Nie ma już opóźnień na liniach dalekobieżnych w Warszawie. Jedynie na liniach podmiejskich część pociągów może mieć po 10 lub 15 minut opóźnienia. Kłopoty spowodowane są popołudniową awarią sieci trakcyjnej. Linię naprawiono tymczasowo, awaria ma zostać całkowicie usunięta w nocy.

O godz. 11.10 poważna awaria sieci trakcyjnej spowodowała wstrzymanie ruchu na trzech z czterech torów linii średnicowej w Warszawie - powiedział rzecznik PKP PLK Krzysztof Łańcucki.
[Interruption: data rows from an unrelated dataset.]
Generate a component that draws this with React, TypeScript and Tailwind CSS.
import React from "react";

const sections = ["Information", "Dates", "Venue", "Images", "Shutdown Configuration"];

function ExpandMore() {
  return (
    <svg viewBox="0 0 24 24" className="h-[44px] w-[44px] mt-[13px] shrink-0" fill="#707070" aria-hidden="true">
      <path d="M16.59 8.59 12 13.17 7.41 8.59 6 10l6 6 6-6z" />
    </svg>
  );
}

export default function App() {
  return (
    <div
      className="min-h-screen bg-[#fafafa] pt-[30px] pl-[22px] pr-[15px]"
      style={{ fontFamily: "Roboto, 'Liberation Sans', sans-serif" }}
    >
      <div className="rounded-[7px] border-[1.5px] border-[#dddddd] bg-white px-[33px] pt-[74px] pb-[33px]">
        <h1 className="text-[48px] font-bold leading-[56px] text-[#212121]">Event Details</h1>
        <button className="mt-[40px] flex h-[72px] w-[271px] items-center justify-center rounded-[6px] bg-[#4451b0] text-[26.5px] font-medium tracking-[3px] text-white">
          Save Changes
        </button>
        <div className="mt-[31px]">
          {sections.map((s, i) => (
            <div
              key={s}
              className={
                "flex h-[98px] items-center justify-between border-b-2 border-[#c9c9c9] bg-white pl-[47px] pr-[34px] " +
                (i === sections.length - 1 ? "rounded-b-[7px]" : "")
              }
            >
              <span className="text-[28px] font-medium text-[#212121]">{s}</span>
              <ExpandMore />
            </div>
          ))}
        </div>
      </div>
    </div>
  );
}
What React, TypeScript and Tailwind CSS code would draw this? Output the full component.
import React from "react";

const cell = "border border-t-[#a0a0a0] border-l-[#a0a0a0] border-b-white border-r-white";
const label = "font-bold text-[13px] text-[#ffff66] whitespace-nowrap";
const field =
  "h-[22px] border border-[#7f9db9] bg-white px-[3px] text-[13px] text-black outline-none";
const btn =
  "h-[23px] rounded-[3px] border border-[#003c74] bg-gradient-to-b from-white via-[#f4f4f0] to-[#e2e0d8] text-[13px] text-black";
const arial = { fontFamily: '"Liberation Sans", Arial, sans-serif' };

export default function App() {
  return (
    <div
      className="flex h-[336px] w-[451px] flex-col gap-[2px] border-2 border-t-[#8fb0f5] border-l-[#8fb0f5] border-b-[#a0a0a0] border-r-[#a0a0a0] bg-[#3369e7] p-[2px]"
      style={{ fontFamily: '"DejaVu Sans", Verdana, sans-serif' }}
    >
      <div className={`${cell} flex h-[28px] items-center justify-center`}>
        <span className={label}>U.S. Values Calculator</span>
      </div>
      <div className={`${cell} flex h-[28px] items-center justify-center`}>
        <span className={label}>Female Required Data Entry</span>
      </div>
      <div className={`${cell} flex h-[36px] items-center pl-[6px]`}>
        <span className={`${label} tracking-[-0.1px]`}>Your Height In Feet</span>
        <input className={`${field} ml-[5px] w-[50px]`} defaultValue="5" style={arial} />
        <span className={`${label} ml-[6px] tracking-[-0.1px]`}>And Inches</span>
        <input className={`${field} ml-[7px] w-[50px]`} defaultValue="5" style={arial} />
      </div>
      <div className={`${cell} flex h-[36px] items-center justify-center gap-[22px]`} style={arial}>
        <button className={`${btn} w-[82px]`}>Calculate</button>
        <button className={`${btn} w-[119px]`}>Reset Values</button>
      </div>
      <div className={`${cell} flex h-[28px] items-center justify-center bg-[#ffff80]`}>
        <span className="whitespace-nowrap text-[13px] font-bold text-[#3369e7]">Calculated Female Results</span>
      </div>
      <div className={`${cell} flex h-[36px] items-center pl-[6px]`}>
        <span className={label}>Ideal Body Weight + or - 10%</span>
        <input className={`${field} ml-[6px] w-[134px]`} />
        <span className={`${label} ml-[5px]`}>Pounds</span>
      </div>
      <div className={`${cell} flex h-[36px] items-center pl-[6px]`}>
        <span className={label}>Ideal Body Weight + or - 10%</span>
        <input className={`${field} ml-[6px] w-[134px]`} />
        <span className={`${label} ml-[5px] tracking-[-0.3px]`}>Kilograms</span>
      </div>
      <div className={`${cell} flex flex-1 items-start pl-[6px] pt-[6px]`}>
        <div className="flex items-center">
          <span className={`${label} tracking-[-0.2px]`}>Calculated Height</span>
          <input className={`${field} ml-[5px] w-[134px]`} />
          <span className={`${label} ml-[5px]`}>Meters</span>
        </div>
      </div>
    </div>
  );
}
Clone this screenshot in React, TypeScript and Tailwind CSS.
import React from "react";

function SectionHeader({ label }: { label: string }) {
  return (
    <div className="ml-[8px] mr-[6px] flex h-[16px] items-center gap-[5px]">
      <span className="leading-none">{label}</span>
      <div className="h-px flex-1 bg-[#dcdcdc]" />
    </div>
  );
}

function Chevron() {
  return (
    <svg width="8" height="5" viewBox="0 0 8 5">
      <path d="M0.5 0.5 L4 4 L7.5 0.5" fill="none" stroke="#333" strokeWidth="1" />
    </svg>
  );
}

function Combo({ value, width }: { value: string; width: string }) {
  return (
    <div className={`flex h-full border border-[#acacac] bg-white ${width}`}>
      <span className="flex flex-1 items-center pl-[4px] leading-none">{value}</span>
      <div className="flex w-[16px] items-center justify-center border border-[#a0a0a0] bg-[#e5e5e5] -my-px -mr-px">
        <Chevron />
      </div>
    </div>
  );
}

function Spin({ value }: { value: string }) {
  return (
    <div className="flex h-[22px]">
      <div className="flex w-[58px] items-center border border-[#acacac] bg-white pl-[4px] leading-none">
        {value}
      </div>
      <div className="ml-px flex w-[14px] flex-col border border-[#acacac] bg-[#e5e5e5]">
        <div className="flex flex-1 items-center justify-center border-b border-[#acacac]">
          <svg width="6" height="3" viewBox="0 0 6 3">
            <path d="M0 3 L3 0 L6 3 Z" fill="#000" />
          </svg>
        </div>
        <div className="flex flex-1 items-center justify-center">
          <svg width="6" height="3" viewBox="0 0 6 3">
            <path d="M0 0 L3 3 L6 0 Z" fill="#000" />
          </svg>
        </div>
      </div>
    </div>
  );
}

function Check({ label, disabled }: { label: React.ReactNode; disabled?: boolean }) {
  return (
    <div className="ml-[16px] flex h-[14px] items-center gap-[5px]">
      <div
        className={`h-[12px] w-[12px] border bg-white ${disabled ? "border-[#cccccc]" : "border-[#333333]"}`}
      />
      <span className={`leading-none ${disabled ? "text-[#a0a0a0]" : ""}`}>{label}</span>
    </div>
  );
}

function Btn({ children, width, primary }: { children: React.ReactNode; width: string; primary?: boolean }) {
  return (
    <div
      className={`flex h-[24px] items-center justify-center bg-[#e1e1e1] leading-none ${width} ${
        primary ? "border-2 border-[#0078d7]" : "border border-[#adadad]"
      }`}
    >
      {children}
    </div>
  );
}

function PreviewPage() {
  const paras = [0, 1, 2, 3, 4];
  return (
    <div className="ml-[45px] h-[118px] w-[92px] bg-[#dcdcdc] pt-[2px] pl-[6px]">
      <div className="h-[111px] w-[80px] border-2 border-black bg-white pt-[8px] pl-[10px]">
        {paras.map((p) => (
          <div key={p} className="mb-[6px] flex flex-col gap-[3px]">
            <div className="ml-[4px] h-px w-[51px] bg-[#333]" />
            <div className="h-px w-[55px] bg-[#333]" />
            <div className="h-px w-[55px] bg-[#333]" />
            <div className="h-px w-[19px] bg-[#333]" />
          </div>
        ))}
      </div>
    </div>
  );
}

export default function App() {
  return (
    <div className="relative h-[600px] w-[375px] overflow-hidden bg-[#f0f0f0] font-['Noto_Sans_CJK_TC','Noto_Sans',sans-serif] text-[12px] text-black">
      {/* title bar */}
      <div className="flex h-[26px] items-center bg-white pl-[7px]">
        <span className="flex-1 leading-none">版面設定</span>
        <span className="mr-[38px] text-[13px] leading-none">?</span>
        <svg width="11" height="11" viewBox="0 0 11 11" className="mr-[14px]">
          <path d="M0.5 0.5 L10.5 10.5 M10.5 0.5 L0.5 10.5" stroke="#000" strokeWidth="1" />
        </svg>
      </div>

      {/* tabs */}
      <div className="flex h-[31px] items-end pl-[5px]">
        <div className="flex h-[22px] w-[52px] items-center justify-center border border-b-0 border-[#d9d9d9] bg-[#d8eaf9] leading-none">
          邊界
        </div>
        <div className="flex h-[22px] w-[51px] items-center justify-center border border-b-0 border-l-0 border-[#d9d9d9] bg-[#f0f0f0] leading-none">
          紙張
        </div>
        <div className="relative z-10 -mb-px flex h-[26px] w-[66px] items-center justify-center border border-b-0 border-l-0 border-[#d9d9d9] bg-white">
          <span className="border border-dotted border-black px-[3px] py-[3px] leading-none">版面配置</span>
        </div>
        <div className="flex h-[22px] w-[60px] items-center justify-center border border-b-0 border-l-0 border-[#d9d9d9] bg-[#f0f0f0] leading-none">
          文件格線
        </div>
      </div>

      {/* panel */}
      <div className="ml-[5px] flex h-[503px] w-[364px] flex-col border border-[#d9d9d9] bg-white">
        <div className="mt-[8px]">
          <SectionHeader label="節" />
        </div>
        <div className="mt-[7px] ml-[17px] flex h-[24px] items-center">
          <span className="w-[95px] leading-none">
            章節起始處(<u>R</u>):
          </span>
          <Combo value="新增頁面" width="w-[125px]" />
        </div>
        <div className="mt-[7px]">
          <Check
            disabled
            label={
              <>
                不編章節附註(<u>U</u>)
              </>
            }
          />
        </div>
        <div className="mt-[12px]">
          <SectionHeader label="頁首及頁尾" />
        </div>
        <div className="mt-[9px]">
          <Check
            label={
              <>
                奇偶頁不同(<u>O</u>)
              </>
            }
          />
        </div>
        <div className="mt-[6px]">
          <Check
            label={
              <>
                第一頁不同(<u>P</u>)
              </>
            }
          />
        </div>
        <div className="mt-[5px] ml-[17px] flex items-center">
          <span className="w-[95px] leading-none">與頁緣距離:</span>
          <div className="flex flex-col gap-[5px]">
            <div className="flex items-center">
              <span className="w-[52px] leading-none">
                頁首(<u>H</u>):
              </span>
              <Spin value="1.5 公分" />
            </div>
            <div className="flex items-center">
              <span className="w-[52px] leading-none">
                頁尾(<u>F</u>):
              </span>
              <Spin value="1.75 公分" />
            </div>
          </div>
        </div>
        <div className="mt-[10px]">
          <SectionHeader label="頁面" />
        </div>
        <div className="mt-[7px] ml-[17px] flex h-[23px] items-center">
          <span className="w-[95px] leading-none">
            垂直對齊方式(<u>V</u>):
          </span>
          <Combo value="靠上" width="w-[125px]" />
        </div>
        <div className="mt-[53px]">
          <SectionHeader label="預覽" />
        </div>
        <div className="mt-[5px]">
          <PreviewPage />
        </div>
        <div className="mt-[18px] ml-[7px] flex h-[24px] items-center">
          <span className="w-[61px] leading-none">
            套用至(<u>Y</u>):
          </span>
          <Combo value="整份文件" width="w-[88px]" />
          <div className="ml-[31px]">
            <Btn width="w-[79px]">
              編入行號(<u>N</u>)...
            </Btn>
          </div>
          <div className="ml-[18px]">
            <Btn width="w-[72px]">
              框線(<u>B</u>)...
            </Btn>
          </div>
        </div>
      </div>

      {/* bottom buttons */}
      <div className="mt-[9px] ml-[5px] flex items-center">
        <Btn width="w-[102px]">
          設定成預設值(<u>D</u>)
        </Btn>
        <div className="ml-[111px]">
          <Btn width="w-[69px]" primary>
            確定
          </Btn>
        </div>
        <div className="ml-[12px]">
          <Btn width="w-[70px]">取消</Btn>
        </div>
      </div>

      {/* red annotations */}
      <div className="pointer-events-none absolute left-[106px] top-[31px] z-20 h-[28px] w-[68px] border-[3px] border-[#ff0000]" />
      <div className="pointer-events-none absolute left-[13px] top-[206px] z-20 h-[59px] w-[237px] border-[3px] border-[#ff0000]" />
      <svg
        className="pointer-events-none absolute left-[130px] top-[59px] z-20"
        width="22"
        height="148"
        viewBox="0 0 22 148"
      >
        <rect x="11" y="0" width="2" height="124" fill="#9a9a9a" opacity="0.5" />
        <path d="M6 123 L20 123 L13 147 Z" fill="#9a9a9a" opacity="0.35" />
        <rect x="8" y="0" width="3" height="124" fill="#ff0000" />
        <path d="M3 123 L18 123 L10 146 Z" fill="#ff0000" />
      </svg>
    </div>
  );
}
Pociągi podmiejskie, jadące od strony wschodniej, kończyły swój bieg na stacji Warszawa Wschodnia, te z przeciwnego kierunku na Warszawie Zachodniej. Ich pasażerowie, którzy chcieli się przedostać na kolejne stacje, mogli dojechać tam bez dodatkowej opłaty, przesiadając się np. na pociąg dalekobieżny. Na czas awarii wszyscy przewoźnicy, kursujący między Warszawą Wschodnią i Zachodnią, honorują wzajemnie swoje bilety - podkreślił Łańcucki.